National Public Radio called Anna "delightfully acerbic" and "sympathetic and horrible", and emphasized that although the novel "tackles serious issues like how women are treated in the workplace, or how friendships might splinter under the weight of fear", it is also "steeped in the glorious campiness of Golden and Silver Age superheroes".

Quill & Quire praised the novel as "stunning", "incisively smart", and a "hilarious and frequently bloody deconstruction of the superhero mythos", with the relationship between heroes Supercollider and Quantum Entanglement serving as a "vivid parsing" of "traditional gender roles".

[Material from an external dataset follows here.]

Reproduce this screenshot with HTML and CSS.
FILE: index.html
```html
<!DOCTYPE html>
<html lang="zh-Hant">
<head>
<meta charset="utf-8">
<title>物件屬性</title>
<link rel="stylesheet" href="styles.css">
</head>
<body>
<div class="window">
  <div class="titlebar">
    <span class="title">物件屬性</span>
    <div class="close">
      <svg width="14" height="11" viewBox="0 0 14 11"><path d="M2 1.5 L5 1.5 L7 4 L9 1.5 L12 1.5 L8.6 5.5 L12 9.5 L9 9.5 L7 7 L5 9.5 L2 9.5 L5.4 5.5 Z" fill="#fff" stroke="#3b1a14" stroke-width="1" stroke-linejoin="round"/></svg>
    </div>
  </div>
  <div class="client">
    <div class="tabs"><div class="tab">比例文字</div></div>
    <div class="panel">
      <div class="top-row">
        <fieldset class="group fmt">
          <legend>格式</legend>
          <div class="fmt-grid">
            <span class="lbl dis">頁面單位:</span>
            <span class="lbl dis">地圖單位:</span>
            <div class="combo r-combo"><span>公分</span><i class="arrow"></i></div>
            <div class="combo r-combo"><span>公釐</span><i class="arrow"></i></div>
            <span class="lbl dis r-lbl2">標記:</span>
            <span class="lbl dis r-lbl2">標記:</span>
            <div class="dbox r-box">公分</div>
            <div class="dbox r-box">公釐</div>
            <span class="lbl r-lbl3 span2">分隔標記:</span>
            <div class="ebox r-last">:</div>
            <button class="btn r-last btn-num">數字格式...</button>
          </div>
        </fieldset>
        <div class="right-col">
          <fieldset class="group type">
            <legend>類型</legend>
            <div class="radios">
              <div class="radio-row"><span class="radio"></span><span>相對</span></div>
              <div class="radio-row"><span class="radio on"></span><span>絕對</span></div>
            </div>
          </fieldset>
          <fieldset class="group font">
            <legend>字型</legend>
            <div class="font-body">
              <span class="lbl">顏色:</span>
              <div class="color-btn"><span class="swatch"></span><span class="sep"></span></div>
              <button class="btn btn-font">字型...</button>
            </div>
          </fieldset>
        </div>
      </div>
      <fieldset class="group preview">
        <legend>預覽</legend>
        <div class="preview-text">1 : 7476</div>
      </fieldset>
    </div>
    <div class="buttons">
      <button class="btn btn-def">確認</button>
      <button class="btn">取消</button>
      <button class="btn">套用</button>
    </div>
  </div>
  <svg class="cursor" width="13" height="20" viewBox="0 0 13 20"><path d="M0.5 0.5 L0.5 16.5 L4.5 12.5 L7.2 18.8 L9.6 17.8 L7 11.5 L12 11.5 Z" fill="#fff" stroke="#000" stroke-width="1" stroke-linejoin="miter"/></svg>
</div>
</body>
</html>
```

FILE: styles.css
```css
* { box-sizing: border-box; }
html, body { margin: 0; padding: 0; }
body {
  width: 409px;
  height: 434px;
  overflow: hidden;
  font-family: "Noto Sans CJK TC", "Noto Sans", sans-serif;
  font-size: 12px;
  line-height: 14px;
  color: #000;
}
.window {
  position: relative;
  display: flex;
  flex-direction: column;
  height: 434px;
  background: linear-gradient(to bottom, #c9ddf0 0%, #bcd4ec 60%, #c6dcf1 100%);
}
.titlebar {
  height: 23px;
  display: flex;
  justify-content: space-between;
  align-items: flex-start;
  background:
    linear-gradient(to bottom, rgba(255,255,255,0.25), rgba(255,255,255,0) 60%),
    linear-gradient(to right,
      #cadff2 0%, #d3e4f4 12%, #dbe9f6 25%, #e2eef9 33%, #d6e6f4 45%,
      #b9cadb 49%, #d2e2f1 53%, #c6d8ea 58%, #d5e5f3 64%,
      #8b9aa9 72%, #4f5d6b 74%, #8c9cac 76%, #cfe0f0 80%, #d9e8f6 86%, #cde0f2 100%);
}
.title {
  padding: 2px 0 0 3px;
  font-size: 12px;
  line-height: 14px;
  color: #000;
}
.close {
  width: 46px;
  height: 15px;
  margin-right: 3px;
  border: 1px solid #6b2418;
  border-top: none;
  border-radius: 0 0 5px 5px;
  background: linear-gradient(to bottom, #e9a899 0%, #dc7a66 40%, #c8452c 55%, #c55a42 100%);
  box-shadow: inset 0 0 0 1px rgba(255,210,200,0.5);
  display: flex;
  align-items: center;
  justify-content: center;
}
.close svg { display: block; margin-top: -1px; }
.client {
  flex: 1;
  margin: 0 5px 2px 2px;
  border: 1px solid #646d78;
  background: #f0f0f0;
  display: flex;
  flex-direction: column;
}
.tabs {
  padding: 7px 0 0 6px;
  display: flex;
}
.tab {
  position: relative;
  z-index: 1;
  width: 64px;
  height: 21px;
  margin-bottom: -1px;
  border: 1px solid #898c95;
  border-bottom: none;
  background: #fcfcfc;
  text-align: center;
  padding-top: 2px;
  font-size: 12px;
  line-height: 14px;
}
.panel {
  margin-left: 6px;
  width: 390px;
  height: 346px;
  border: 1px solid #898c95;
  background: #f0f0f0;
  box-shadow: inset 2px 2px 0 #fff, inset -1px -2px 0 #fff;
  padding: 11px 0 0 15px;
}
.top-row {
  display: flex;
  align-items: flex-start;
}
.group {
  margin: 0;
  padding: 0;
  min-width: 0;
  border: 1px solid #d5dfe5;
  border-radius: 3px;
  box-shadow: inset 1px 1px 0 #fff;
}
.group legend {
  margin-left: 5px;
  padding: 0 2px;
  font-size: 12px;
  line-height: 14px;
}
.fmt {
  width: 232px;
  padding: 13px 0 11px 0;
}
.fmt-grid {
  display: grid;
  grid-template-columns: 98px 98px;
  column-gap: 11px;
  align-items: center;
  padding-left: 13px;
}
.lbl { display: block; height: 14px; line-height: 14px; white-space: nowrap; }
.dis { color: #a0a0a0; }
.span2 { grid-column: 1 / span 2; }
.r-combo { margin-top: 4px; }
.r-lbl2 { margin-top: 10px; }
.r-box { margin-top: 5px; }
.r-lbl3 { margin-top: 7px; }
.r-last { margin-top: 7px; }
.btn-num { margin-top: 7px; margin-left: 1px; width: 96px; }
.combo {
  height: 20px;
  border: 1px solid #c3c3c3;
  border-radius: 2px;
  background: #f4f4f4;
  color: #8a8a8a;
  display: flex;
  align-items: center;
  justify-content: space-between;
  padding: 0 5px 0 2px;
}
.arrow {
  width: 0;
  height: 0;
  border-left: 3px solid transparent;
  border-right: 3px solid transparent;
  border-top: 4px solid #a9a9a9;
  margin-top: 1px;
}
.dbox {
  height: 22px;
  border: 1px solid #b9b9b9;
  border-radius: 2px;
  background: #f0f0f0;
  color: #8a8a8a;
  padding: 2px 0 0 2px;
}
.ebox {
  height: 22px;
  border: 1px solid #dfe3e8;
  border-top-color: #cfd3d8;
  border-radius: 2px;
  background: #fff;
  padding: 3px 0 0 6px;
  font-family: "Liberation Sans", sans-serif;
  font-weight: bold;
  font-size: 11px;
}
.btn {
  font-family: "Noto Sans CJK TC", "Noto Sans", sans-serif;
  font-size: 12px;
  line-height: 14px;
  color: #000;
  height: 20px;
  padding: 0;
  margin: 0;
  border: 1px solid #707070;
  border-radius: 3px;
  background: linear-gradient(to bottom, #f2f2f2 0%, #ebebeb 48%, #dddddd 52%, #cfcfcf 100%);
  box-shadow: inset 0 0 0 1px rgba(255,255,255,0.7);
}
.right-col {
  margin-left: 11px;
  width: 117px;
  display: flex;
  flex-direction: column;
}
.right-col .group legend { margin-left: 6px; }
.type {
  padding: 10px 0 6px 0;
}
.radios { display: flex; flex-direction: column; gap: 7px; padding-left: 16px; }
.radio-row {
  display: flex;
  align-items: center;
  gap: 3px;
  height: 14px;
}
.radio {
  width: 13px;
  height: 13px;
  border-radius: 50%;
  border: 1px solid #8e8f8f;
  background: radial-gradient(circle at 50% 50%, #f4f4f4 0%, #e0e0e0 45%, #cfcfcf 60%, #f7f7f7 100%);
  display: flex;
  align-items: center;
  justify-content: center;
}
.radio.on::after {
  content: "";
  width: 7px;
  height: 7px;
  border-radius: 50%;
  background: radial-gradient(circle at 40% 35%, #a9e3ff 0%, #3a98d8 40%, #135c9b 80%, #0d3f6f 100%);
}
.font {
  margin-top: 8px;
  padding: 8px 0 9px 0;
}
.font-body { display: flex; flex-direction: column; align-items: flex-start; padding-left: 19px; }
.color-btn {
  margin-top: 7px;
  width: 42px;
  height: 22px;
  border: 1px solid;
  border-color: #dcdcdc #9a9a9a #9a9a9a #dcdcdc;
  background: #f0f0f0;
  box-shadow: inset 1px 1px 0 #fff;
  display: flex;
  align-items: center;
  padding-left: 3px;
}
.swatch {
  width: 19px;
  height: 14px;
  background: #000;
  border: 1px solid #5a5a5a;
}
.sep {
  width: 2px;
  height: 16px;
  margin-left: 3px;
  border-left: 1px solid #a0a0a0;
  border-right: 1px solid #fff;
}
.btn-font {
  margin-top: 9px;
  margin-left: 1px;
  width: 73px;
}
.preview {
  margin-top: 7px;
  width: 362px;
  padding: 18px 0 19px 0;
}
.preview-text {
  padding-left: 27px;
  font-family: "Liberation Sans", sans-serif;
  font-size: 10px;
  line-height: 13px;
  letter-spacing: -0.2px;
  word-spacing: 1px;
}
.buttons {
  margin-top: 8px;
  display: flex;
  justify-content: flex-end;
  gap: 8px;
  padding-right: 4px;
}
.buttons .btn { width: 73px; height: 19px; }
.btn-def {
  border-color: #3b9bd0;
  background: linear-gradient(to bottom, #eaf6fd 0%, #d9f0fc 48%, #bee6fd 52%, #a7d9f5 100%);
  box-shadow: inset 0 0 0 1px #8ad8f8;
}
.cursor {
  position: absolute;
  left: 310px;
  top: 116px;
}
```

In Locus, Paul Di Filippo commended the portrayal of Anna as "utterly human and relatable" and "never (...) predictable or boring", with the "understated quasi-romance between her and Leviathan [being] played just right"; Di Filippo also called Walschots an "expert at staging [superhero] battles", but expressed doubt as to the overall effectiveness of Anna's plan to ruin the lives of superheroes by subjecting them to an unending barrage of minor frustrations.

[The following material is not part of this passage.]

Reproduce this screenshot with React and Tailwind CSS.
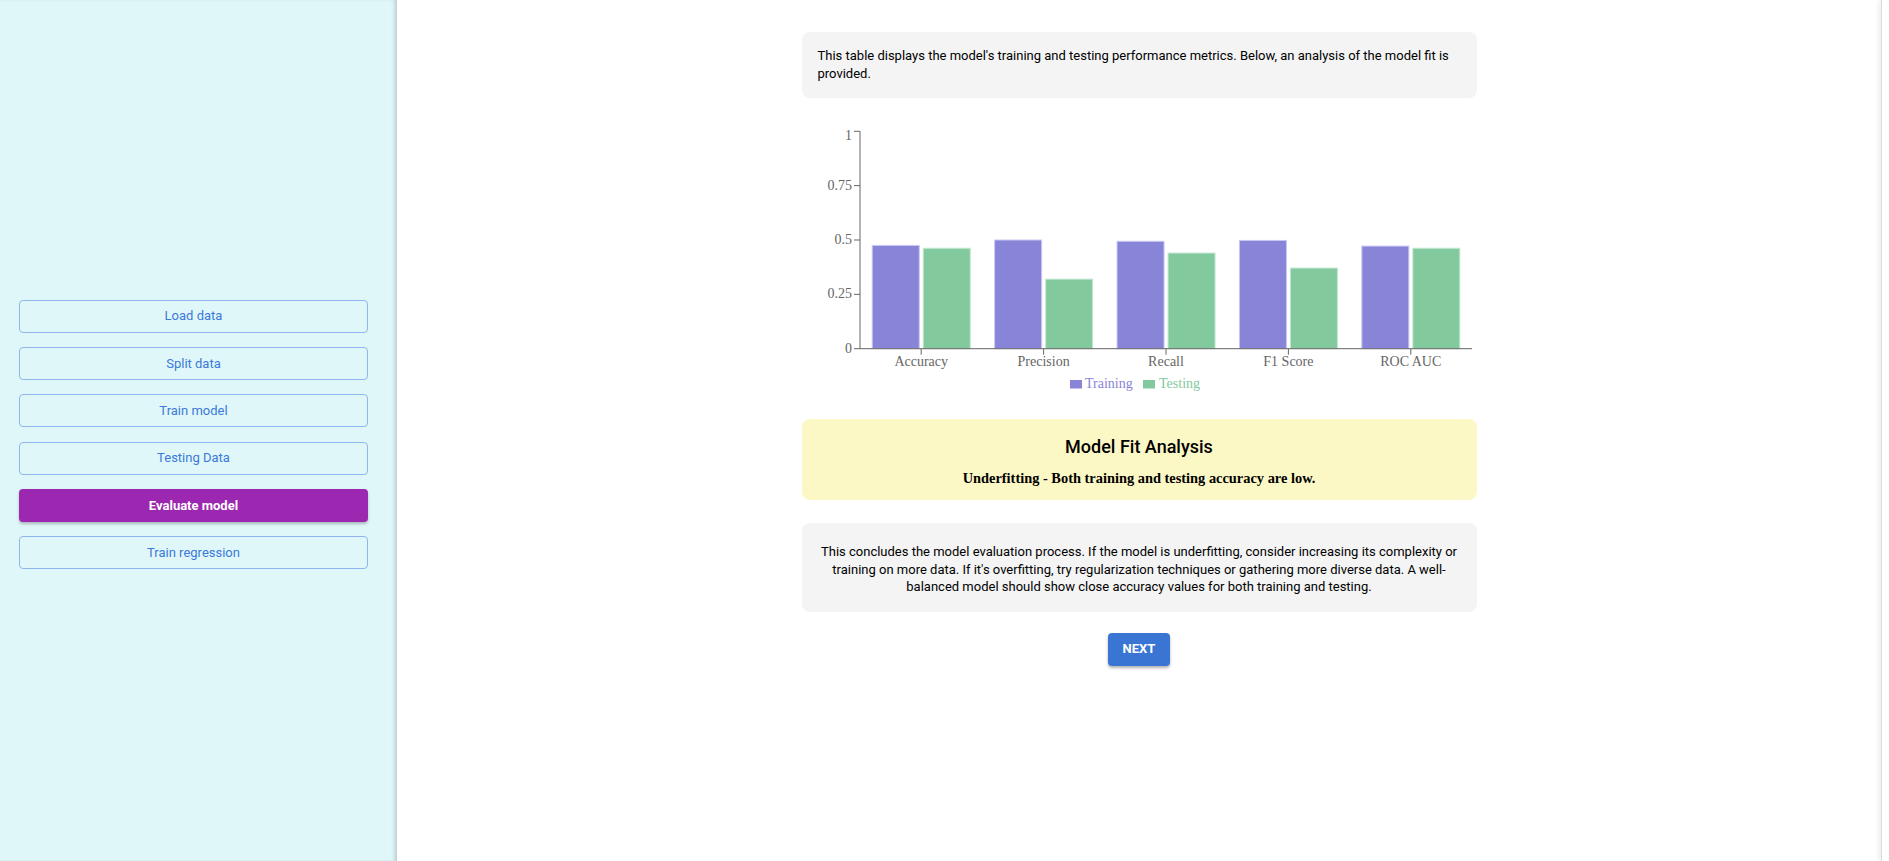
import React from 'react';

const steps = [
  { label: 'Load data' },
  { label: 'Split data' },
  { label: 'Train model' },
  { label: 'Testing Data' },
  { label: 'Evaluate model', active: true },
  { label: 'Train regression' },
];

const metrics = [
  { name: 'Accuracy', train: 0.475, test: 0.462 },
  { name: 'Precision', train: 0.5, test: 0.32 },
  { name: 'Recall', train: 0.494, test: 0.44 },
  { name: 'F1 Score', train: 0.498, test: 0.371 },
  { name: 'ROC AUC', train: 0.472, test: 0.462 },
];

// chart geometry (svg coords)
const AXIS_X = 58;
const AXIS_END = 670;
const Y_TOP = 20.3;
const Y_ZERO = 237.7;
const CAT_W = (AXIS_END - AXIS_X) / metrics.length;
const BAR_W = 47;
const yOf = (v) => Y_ZERO - v * (Y_ZERO - Y_TOP);

function MetricsChart() {
  const serif = { fontFamily: '"Liberation Serif", "Times New Roman", serif' };
  return (
    <svg width="675" height="290" className="block mt-[13px]" style={serif}>
      {/* bars */}
      {metrics.map((m, i) => {
        const start = AXIS_X + i * CAT_W;
        return (
          <g key={m.name}>
            <rect
              x={start + 12.24}
              y={yOf(m.train)}
              width={BAR_W}
              height={Y_ZERO - yOf(m.train)}
              fill="#8884d8"
              stroke="#c9c6f2"
              strokeWidth="1"
            />
            <rect
              x={start + 12.24 + BAR_W + 4}
              y={yOf(m.test)}
              width={BAR_W}
              height={Y_ZERO - yOf(m.test)}
              fill="#82ca9d"
              stroke="#c3e8d1"
              strokeWidth="1"
            />
          </g>
        );
      })}

      {/* y axis */}
      <line x1={AXIS_X} y1={Y_TOP} x2={AXIS_X} y2={Y_ZERO} stroke="#666" />
      {[0, 0.25, 0.5, 0.75, 1].map((t) => (
        <g key={t}>
          <line x1={AXIS_X - 6} y1={yOf(t)} x2={AXIS_X} y2={yOf(t)} stroke="#666" />
          <text
            x={AXIS_X - 8}
            y={yOf(t) - 1 + (t === 1 ? 5 : 0)}
            dy="0.355em"
            textAnchor="end"
            fontSize="14"
            fill="#666"
          >
            {t}
          </text>
        </g>
      ))}

      {/* x axis */}
      <line x1={AXIS_X} y1={Y_ZERO} x2={AXIS_END} y2={Y_ZERO} stroke="#666" />
      {metrics.map((m, i) => {
        const cx = AXIS_X + i * CAT_W + CAT_W / 2;
        return (
          <g key={m.name}>
            <line x1={cx} y1={Y_ZERO} x2={cx} y2={Y_ZERO + 6} stroke="#666" />
            <text x={cx} y={Y_ZERO + 7} dy="0.71em" textAnchor="middle" fontSize="14" fill="#666">
              {m.name}
            </text>
          </g>
        );
      })}

      {/* legend */}
      <rect x="268" y="269" width="12" height="8.5" fill="#8884d8" />
      <text x="283" y="272.5" dy="0.355em" fontSize="14" fill="#8884d8">Training</text>
      <rect x="341" y="269" width="12" height="8.5" fill="#82ca9d" />
      <text x="357" y="272.5" dy="0.355em" fontSize="14" fill="#82ca9d">Testing</text>
    </svg>
  );
}

export default function App() {
  return (
    <div className="flex h-[861px] w-full bg-white font-['Roboto',sans-serif] text-black overflow-hidden">
      {/* Sidebar */}
      <aside className="w-[397px] shrink-0 bg-[#e0f7fa] flex flex-col justify-center pt-2 pl-[19px] shadow-[inset_-4px_0_4px_-2px_rgba(0,0,0,0.18)]">
        <div className="flex flex-col gap-[14.4px] w-[349px]">
          {steps.map((s) =>
            s.active ? (
              <button
                key={s.label}
                className="h-[33px] rounded-[4px] bg-[#9c27b0] text-white text-[13px] font-bold shadow-[0_2px_3px_rgba(0,0,0,0.25)]"
              >
                {s.label}
              </button>
            ) : (
              <button
                key={s.label}
                className="h-[33px] rounded-[4px] border border-[#8fb6ef] text-[#3c79d8] text-[13px]"
              >
                {s.label}
              </button>
            )
          )}
        </div>
      </aside>

      {/* Main */}
      <main className="flex-1 flex justify-center pt-[32px]">
        <div className="w-[675px] flex flex-col">
          <div className="bg-[#f4f4f4] rounded-lg px-4 py-[15px] text-[13px] leading-[18px]">
            This table displays the model's training and testing performance metrics. Below, an analysis of the model fit is provided.
          </div>

          <MetricsChart />

          {/* Model fit analysis */}
          <div className="mt-[18px] bg-[#fcf8c6] rounded-lg pt-[16px] pb-[12px] px-4 text-center">
            <h3 className="text-[18px] leading-[24px] font-medium">Model Fit Analysis</h3>
            <p className="mt-[9px] text-[14.4px] leading-[20px] font-bold font-['Liberation_Serif',serif]">
              Underfitting - Both training and testing accuracy are low.
            </p>
          </div>

          {/* Conclusion */}
          <div className="mt-[23px] bg-[#f4f4f4] rounded-lg pt-[20px] pb-[16px] px-4 text-center text-[13px] leading-[17.5px]">
            This concludes the model evaluation process. If the model is underfitting, consider increasing its complexity or training on more data. If it's overfitting, try regularization techniques or gathering more diverse data. A well-balanced model should show close accuracy values for both training and testing.
          </div>

          <div className="mt-[21px] flex justify-center">
            <button className="h-[33px] px-[15px] rounded-[4px] bg-[#3a75d3] text-white text-[13px] font-bold shadow-[0_2px_3px_rgba(0,0,0,0.3)]">
              NEXT
            </button>
          </div>
        </div>
      </main>

      {/* right edge */}
      <div className="w-[8px] shrink-0 border-l border-[#dcdcdc] shadow-[-3px_0_4px_rgba(0,0,0,0.06)]" />
    </div>
  );
}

Cory Doctorow noted the novel's "sly, devastating critique of the state's monopoly on violence" and its "gender-, race- and class-based analysis of societal injustice", as well as its "verse-verse-chorus structure, building to a fantastic climax" and its "deliciously grotesque superhero battle".

Amal El-Mohtar underlined the extent to which the novel "dwell(s) in the reality of disability, the utter grinding mortality of enduring injury", as well as its "visceral tenderness and breathtaking insight", comparing it to Superfolks and to the work of Samit Basu.

Hench was featured on Canada Reads 2021, where it was championed by Paul Sun-Hyung Lee.